Don't trust OEM coolant temp gauges. By the time they tell you that you're overheating, you're already doing critical engine damage. For instance on my VX, the needle is in exactly the same position from 176 to 230 degrees! Yet above the temp when the rad fan comes on approx 205 F, the engine is suffering from accelerated wear. Heat kills engines.

R.I.D.E.
10-25-2008, 08:41 PM
I didn't see problems with OEM temp guages, in 30 years of working on cars. Confirmed with touching the top hose with my hand and using a digital thermometer. Maybe your problems were with only Hondas, Hatch, or your individual vehicle.

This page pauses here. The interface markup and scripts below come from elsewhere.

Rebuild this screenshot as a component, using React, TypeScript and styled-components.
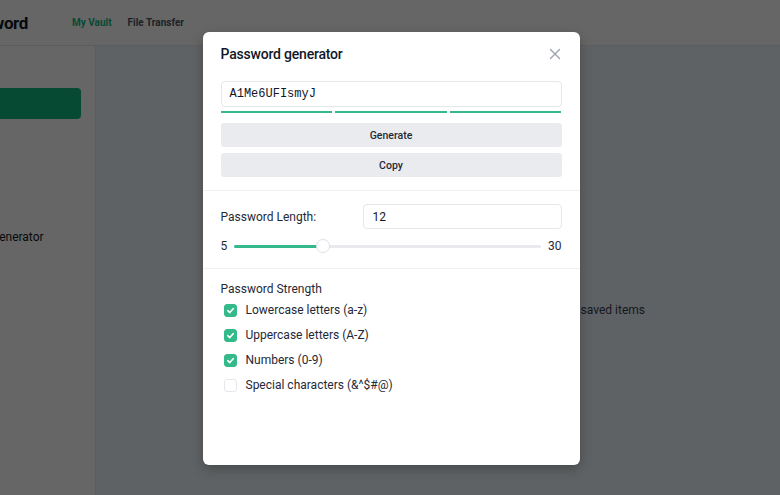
import React from "react";
import styled, { createGlobalStyle } from "styled-components";

const GlobalStyle = createGlobalStyle`
  html, body { margin: 0; padding: 0; }
  body { font-family: Roboto, "Liberation Sans", Arial, sans-serif; color: #111827; }
  * { box-sizing: border-box; }
`;

const Page = styled.div`
  width: 780px;
  height: 495px;
  overflow: hidden;
  position: relative;
  background: #ffffff;
`;

const Shell = styled.div`
  margin-left: -120px;
  width: 900px;
  height: 495px;
  display: flex;
  flex-direction: column;
`;

const Header = styled.header`
  height: 46px;
  flex-shrink: 0;
  display: flex;
  align-items: center;
  background: #fff;
  border-bottom: 1px solid #e5e7eb;
  padding-left: 76px;
`;

const Logo = styled.div`
  font-size: 17px;
  font-weight: 700;
  letter-spacing: -0.4px;
  width: 116px;
`;

const Nav = styled.nav`
  display: flex;
  gap: 16px;
`;

const NavItem = styled.span<{ $active?: boolean }>`
  font-size: 10px;
  font-weight: 700;
  color: ${(p) => (p.$active ? "#10b981" : "#4b5563")};
`;

const Body = styled.div`
  flex: 1;
  display: flex;
`;

const Sidebar = styled.aside`
  width: 216px;
  background: #fff;
  border-right: 1px solid #e5e7eb;
  padding: 42px 14px 0 14px;
  display: flex;
  flex-direction: column;
`;

const NewButton = styled.div`
  height: 31px;
  border-radius: 4px;
  background: #10b981;
`;

const SideItem = styled.div`
  margin-top: 111px;
  font-size: 12px;
  color: #111827;
  padding-left: 41px;
`;

const Main = styled.main`
  flex: 1;
  background: #eef4f9;
  display: flex;
  justify-content: flex-end;
  padding-top: 257px;
  padding-right: 135px;
`;

const Empty = styled.div`
  font-size: 12px;
  color: #374151;
`;

const Overlay = styled.div`
  position: absolute;
  inset: 0;
  background: rgba(0, 0, 0, 0.6);
  display: flex;
  align-items: center;
  justify-content: center;
  padding-left: 2px;
  padding-top: 2px;
`;

const Modal = styled.div`
  width: 377px;
  height: 433px;
  background: #fff;
  border-radius: 6px;
  box-shadow: 0 4px 12px rgba(0, 0, 0, 0.25);
  display: flex;
  flex-direction: column;
`;

const Section = styled.div<{ $border?: boolean; $top?: number; $bottom?: number }>`
  padding: ${(p) => (p.$border ? `${p.$top ?? 12}px 18px ${p.$bottom ?? 13}px` : "0 18px")};
  border-bottom: ${(p) => (p.$border ? "1px solid #eef0f2" : "none")};
`;

const TitleRow = styled.div`
  display: flex;
  justify-content: space-between;
  align-items: center;
  padding: 13px 18px 6px 18px;
`;

const Title = styled.h2`
  margin: 0;
  font-size: 14px;
  line-height: 18px;
  font-weight: 500;
  letter-spacing: -0.2px;
  color: #111827;
`;

const Close = styled.button`
  border: none;
  background: none;
  padding: 0;
  width: 12px;
  height: 12px;
  display: flex;
  color: #9ca3af;
  margin-right: 1px;
`;

const PwField = styled.div`
  height: 26px;
  border: 1px solid #e5e7eb;
  border-radius: 4px;
  display: flex;
  align-items: center;
  padding-left: 8px;
  font-family: "Liberation Mono", "Courier New", monospace;
  font-size: 12px;
  color: #111827;
`;

const Bars = styled.div`
  display: grid;
  grid-template-columns: repeat(3, 1fr);
  gap: 3px;
  margin-top: 4px;
`;

const Bar = styled.div`
  height: 2px;
  background: #34b98a;
`;

const ActionButton = styled.button`
  width: 100%;
  height: 24px;
  border: none;
  border-radius: 3px;
  background: #e9ebee;
  font-family: inherit;
  font-size: 10.5px;
  font-weight: 500;
  color: #1f2937;
  margin-top: 6px;
  &:first-of-type { margin-top: 10px; }
`;

const LengthRow = styled.div`
  display: flex;
  align-items: center;
  justify-content: space-between;
`;

const Label = styled.span`
  font-size: 12px;
  color: #1f2937;
`;

const NumField = styled.div`
  width: 199px;
  height: 25px;
  border: 1px solid #e5e7eb;
  border-radius: 4px;
  display: flex;
  align-items: center;
  padding-left: 9px;
  font-size: 12px;
  color: #111827;
`;

const SliderRow = styled.div`
  display: flex;
  align-items: center;
  gap: 7px;
  margin-top: 10px;
  font-size: 12px;
  color: #1f2937;
`;

const Track = styled.div`
  flex: 1;
  height: 3px;
  border-radius: 2px;
  background: #e8eaed;
  position: relative;
`;

const Fill = styled.div`
  position: absolute;
  left: 0;
  top: 0;
  bottom: 0;
  border-radius: 2px;
  background: #34b98a;
`;

const Thumb = styled.div`
  position: absolute;
  top: -6px;
  width: 14px;
  height: 14px;
  margin-left: -7px;
  border-radius: 50%;
  background: #fff;
  border: 1px solid #dde1e5;
`;

const StrengthTitle = styled.div`
  font-size: 12px;
  color: #1f2937;
  margin-top: 13px;
`;

const CheckList = styled.div`
  display: flex;
  flex-direction: column;
  gap: 9px;
  margin-top: 6px;
  padding-left: 3px;
`;

const CheckRow = styled.label`
  display: flex;
  align-items: center;
  gap: 9px;
  font-size: 12px;
  color: #1f2937;
  height: 16px;
`;

const Box = styled.span<{ $on: boolean }>`
  width: 13px;
  height: 13px;
  border-radius: 3px;
  background: ${(p) => (p.$on ? "#34b98a" : "#fff")};
  border: 1px solid ${(p) => (p.$on ? "#34b98a" : "#e5e7eb")};
  display: flex;
  align-items: center;
  justify-content: center;
`;

const options = [
  { label: "Lowercase letters (a-z)", on: true },
  { label: "Uppercase letters (A-Z)", on: true },
  { label: "Numbers (0-9)", on: true },
  { label: "Special characters (&^$#@)", on: false },
];

export default function App() {
  const min = 5;
  const max = 30;
  const value = 12;
  const frac = (value - min) / (max - min);
  const thumbPos = `calc(${frac} * (100% - 14px) + 7px)`;
  return (
    <Page>
      <GlobalStyle />
      <Shell>
        <Header>
          <Logo>Password</Logo>
          <Nav>
            <NavItem $active>My Vault</NavItem>
            <NavItem>File Transfer</NavItem>
          </Nav>
        </Header>
        <Body>
          <Sidebar>
            <NewButton />
            <SideItem>Password Generator</SideItem>
          </Sidebar>
          <Main>
            <Empty>No saved items</Empty>
          </Main>
        </Body>
      </Shell>
      <Overlay>
        <Modal>
          <TitleRow>
            <Title>Password generator</Title>
            <Close aria-label="Close">
              <svg width="12" height="12" viewBox="0 0 12 12" fill="none" stroke="currentColor" strokeWidth="1.4" strokeLinecap="round">
                <path d="M1.5 1.5L10.5 10.5M10.5 1.5L1.5 10.5" />
              </svg>
            </Close>
          </TitleRow>
          <Section $border $top={12} $bottom={13}>
            <PwField>A1Me6UFIsmyJ</PwField>
            <Bars>
              <Bar />
              <Bar />
              <Bar />
            </Bars>
            <ActionButton>Generate</ActionButton>
            <ActionButton>Copy</ActionButton>
          </Section>
          <Section $border $top={13} $bottom={15}>
            <LengthRow>
              <Label>Password Length:</Label>
              <NumField>12</NumField>
            </LengthRow>
            <SliderRow>
              <span>{min}</span>
              <Track>
                <Fill style={{ width: thumbPos }} />
                <Thumb style={{ left: thumbPos }} />
              </Track>
              <span>{max}</span>
            </SliderRow>
          </Section>
          <Section>
            <StrengthTitle>Password Strength</StrengthTitle>
            <CheckList>
              {options.map((o) => (
                <CheckRow key={o.label}>
                  <Box $on={o.on}>
                    {o.on && (
                      <svg width="9" height="9" viewBox="0 0 10 10" fill="none" stroke="#fff" strokeWidth="1.8" strokeLinecap="round" strokeLinejoin="round">
                        <path d="M2 5.2L4.2 7.3L8 3" />
                      </svg>
                    )}
                  </Box>
                  {o.label}
                </CheckRow>
              ))}
            </CheckList>
          </Section>
        </Modal>
      </Overlay>
    </Page>
  );
}
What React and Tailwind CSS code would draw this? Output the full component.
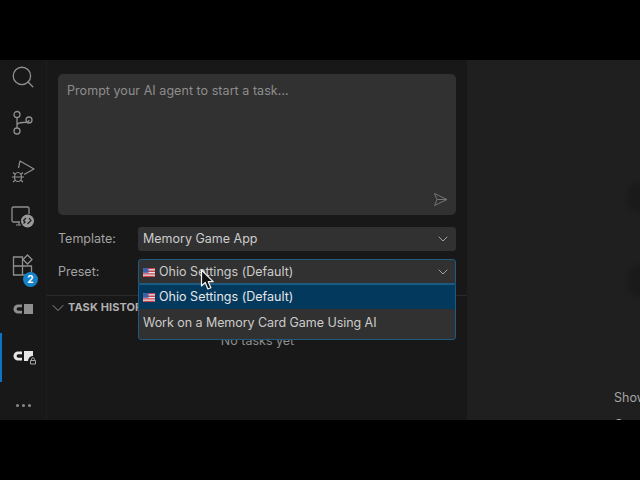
import React from "react";
import { Search, ChevronDown } from "lucide-react";

const DebugIcon = () => (
  <svg width="24" height="24" viewBox="0 0 24 24" fill="none" stroke="#8f8f8f" strokeWidth="1.2">
    <path d="M7.500 8 L9 1 L23 9 L13 14.500" strokeLinejoin="round" />
    <ellipse cx="7" cy="17" rx="3.500" ry="4.500" />
    <path d="M3.500 17h7M2 12.500l2.500 2M12 12.500l-2.500 2M2 22l2.500-2M12 22l-2.500-2M1 17h2.500M10.500 17H13" />
  </svg>
);

const SourceIcon = () => (
  <svg width="24" height="26" viewBox="0 0 24 26" fill="none" stroke="#8f8f8f" strokeWidth="1.300">
    <circle cx="6" cy="4.500" r="3" />
    <circle cx="6" cy="21" r="3" />
    <circle cx="18" cy="10" r="3" />
    <path d="M6 7.500V18M6 15.500c0-2.500 2-3 6-3 3 0 6-.5 6-2.500" />
  </svg>
);

const RemoteIcon = () => (
  <svg width="24" height="24" viewBox="0 0 24 24" fill="none">
    <path d="M9 17H2.500A1.500 1.500 0 0 1 1 15.500v-12A1.500 1.500 0 0 1 2.500 2h14A1.500 1.500 0 0 1 18 3.500V9" stroke="#8f8f8f" strokeWidth="1.300" />
    <path d="M5 20h5M8 17v3" stroke="#8f8f8f" strokeWidth="1.200" />
    <circle cx="16.500" cy="16" r="6.500" fill="#9a9a9a" />
    <path d="M15 13l-2.500 2.500 1 1M14.500 16.500l-2 2M18 13l2 2.500-3.500 3.500" stroke="#1a1a1a" strokeWidth="1.200" />
  </svg>
);

const ExtensionsIcon = () => (
  <svg width="22" height="22" viewBox="0 0 22 22" fill="none" stroke="#8f8f8f" strokeWidth="1.300">
    <path d="M1.500 3h9v18h-9zM1.500 12h18v9h-9" />
    <path d="M15.500 1l4.500 4.500-4.500 4.500-4.500-4.500z" />
  </svg>
);

const ClineIcon = ({ color, lock }) => (
  <div className="relative flex items-center">
    <svg width="22" height="12" viewBox="0 0 22 12">
      <path d="M6 1.500a4.500 4.500 0 1 0 0 9h4v-2.800H6.300a1.700 1.700 0 1 1 0-3.400H10V1.500z" fill={color} />
      <rect x="12" y="1" width="9" height="10" fill={color} />
    </svg>
    {lock && (
      <svg className="absolute left-[16px] top-[6px]" width="10" height="10" viewBox="0 0 10 10">
        <circle cx="5" cy="5" r="5" fill="#181818" />
        <path d="M2.500 4.500h5V8h-5zM3.500 4.500V3.300a1.500 1.500 0 0 1 3 0v1.200" fill="none" stroke="#b5b5b5" strokeWidth="0.900" />
      </svg>
    )}
  </div>
);

const Flag = () => (
  <svg width="12" height="9" viewBox="0 0 12 9" className="shrink-0 rounded-[1px]">
    <rect width="12" height="9" fill="#e8e8e8" />
    <path d="M0 0h12v1.300H0zM0 2.600h12v1.300H0zM0 5.200h12v1.300H0zM0 7.700h12V9H0z" fill="#c9404f" />
    <rect width="5.500" height="4.800" fill="#3f5fa8" />
  </svg>
);

const Chevron = () => <ChevronDown size={16} strokeWidth={1.300} color="#b5b5b5" />;

const ActivityBar = () => (
  <div className="w-[47px] shrink-0 pt-[2px] border-r border-[#1e1e1e] bg-[#181818] flex flex-col items-center relative">
    <div className="h-[30px] flex items-center mr-[1px]">
      <Search size={26} strokeWidth={1.200} color="#8f8f8f" />
    </div>
    <div className="h-[30px] mt-[16px] flex items-center"><SourceIcon /></div>
    <div className="h-[30px] mt-[19px] flex items-center"><DebugIcon /></div>
    <div className="h-[30px] mt-[15px] flex items-center"><RemoteIcon /></div>
    <div className="h-[30px] mt-[18px] flex items-center relative">
      <ExtensionsIcon />
      <span className="absolute left-[11px] top-[22px] w-[15px] h-[15px] rounded-full bg-[#1581c9] text-white text-[10px] font-bold flex items-center justify-center">2</span>
    </div>
    <div className="h-[30px] mt-[14px] flex items-center"><ClineIcon color="#8f8f8f" /></div>
    <div className="h-[30px] mt-[17px] flex items-center"><ClineIcon color="#e6e6e6" lock /></div>
    <div className="h-[30px] mt-[19px] flex items-center gap-[3px]">
      <span className="w-[3px] h-[3px] rounded-full bg-[#8a8a8a]" />
      <span className="w-[3px] h-[3px] rounded-full bg-[#8a8a8a]" />
      <span className="w-[3px] h-[3px] rounded-full bg-[#8a8a8a]" />
    </div>
    <div className="absolute left-0 top-[273px] w-[2px] h-[49px] bg-[#0f72c4]" />
  </div>
);

const Sidebar = () => (
  <div className="w-[421px] shrink-0 bg-[#181818] border-r border-[#1e1e1e] relative flex flex-col text-[12.500px]">
    <div className="pt-[14px] px-[11px]">
      <div className="h-[141px] rounded-[5px] bg-[#313131] px-[9px] py-[7px] relative">
        <p className="leading-[19px] text-[#8e8e8e] tracking-[0.050px]">Prompt your AI agent to start a task...</p>
        <svg className="absolute right-[8px] bottom-[8px]" width="15" height="15" viewBox="0 0 15 15" fill="none" stroke="#757575" strokeWidth="1" strokeLinejoin="round">
          <path d="M1.500 1.500L14 7.500 1.500 13.500 4 7.500zM4 7.500h10" />
        </svg>
      </div>
      <div className="flex items-center mt-[12px] h-[24px]">
        <span className="w-[80px] pt-[1px] text-[#a3a3a3]">Template:</span>
        <div className="flex-1 h-[24px] bg-[#313131] rounded-[3px] pl-[5px] pr-[5px] flex items-center justify-between text-[#cccccc]">
          <span className="pt-[1px]">Memory Game App</span>
          <Chevron />
        </div>
      </div>
      <div className="flex items-center mt-[8px] h-[25px]">
        <span className="w-[80px] pt-[1px] text-[#a3a3a3]">Preset:</span>
        <div className="flex-1 h-[25px] bg-[#313131] rounded-t-[3px] border border-[#1c5a80] pl-[4px] pr-[4px] flex items-center justify-between text-[#cccccc]">
          <span className="flex items-center gap-[4px] pt-[1px] tracking-[0.020px]"><Flag /> Ohio Settings (Default)</span>
          <Chevron />
        </div>
      </div>
    </div>
    <div className="mt-[11px] border-t border-[#2a2a2a] h-[24px] flex items-center pl-[1px]">
      <ChevronDown size={20} strokeWidth={1} color="#a8a8a8" />
      <span className="text-[11px] font-bold text-[#b0b0b0] tracking-[0.100px]">TASK HISTORY</span>
    </div>
    <p className="mt-[14px] pl-[1px] text-center leading-[16px] text-[#8e8e8e]">No tasks yet</p>

    <div className="absolute left-[91px] top-[224px] w-[318px] h-[56px] bg-[#313131] border border-[#1c5a80] rounded-b-[3px] text-[#cccccc]">
      <div className="h-[24px] bg-[#04395e] text-[#e6e6e6] flex items-center gap-[4px] pl-[4px] tracking-[0.020px]"><Flag /> Ohio Settings (Default)</div>
      <div className="h-[29px] flex items-center pl-[4px] tracking-[-0.050px]">Work on a Memory Card Game Using AI</div>
    </div>
  </div>
);

const Editor = () => (
  <div className="flex-1 bg-[#1f1f1f] relative overflow-hidden text-[12.500px]">
    <div className="absolute left-[160px] top-[122px] w-[24px] h-[30px] rounded-full bg-[#1a1a1a] blur-[2px]" />
    <div className="absolute left-[160px] top-[206px] w-[24px] h-[30px] rounded-full bg-[#1a1a1a] blur-[2px]" />
    <span className="absolute left-[146px] top-[329px] text-[#a3a3a3] whitespace-nowrap">Show</span>
    <span className="absolute left-[146px] top-[356px] text-[#a3a3a3] whitespace-nowrap">Open</span>
  </div>
);

const App = () => {
  return (
    <div className="w-[640px] h-[480px] bg-black overflow-hidden relative font-['Inter',sans-serif]">
      <div className="h-[60px]" />
      <div className="h-[360px] flex overflow-hidden">
        <ActivityBar />
        <Sidebar />
        <Editor />
      </div>
      <div className="h-[60px] bg-black relative" />
      <svg className="absolute left-[200px] top-[269px]" width="16" height="22" viewBox="0 0 16 22">
        <path d="M1.500 1v16l3.700-3.500 2.700 6.500 3-1.300-2.700-6h5z" fill="#111" stroke="#f2f2f2" strokeWidth="1.200" strokeLinejoin="round" />
      </svg>
    </div>
  );
};

export default App;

I also demonstrated bad fan clutches by taking a shop rag and stopping the fan from the rear and spinning it backwards while the engione was running (no its not a misprint and it was a very effective demonstration, to confirm a bad clutch when the engine started overheating at idle).

Mercedes stated very clearly that their engines could operate without damage up to 256 degrees F, as long as the anitifreeze ratio was correct.

When a clutch fan "hooks up" you can easily tell the difference in the fan noise. If your grille block is to effective you could be loosing power driving the fan at greater speeds which will eat up some HP.

Probably better to switch to an electric fan.

regards
gary

dkjones96
10-25-2008, 08:51 PM
Mechanical fans and grille blocks aren't the best combo in my experience. The block makes the fan itself run a little hotter and starts trying to move more air regardless of whether it can or not.

When I did my block it only lasted a day because I'd take off from a light and could hear the fan pulling hard and feel the car gain power as the fan let go once I was moving again.

Now, a FLEX fan is a different story.

theholycow
10-25-2008, 08:56 PM
Maybe your problems were with only Hondas, Hatch, or your individual vehicle.

That's my guess as to the reason behind the common complaint of OEM gauges being inaccurate. I haven't compiled the statistics, but I wouldn't be surprised if all the bad gauges were Honda and/or Toyota.

My truck's gauge is definitely accurate and fast-responding. I admit I haven't taken measurements, but after nearly 180,000 miles I'm very familiar with it. The only way to make it rise from its normal spot is dragging a 6000 pound camper straight up a mountain, such that I can't actually maintain the speed I want, when the temperature outside is 85 degrees or higher. Doing so makes it rise rather quickly, and letting the engine rest makes it fall just as fast.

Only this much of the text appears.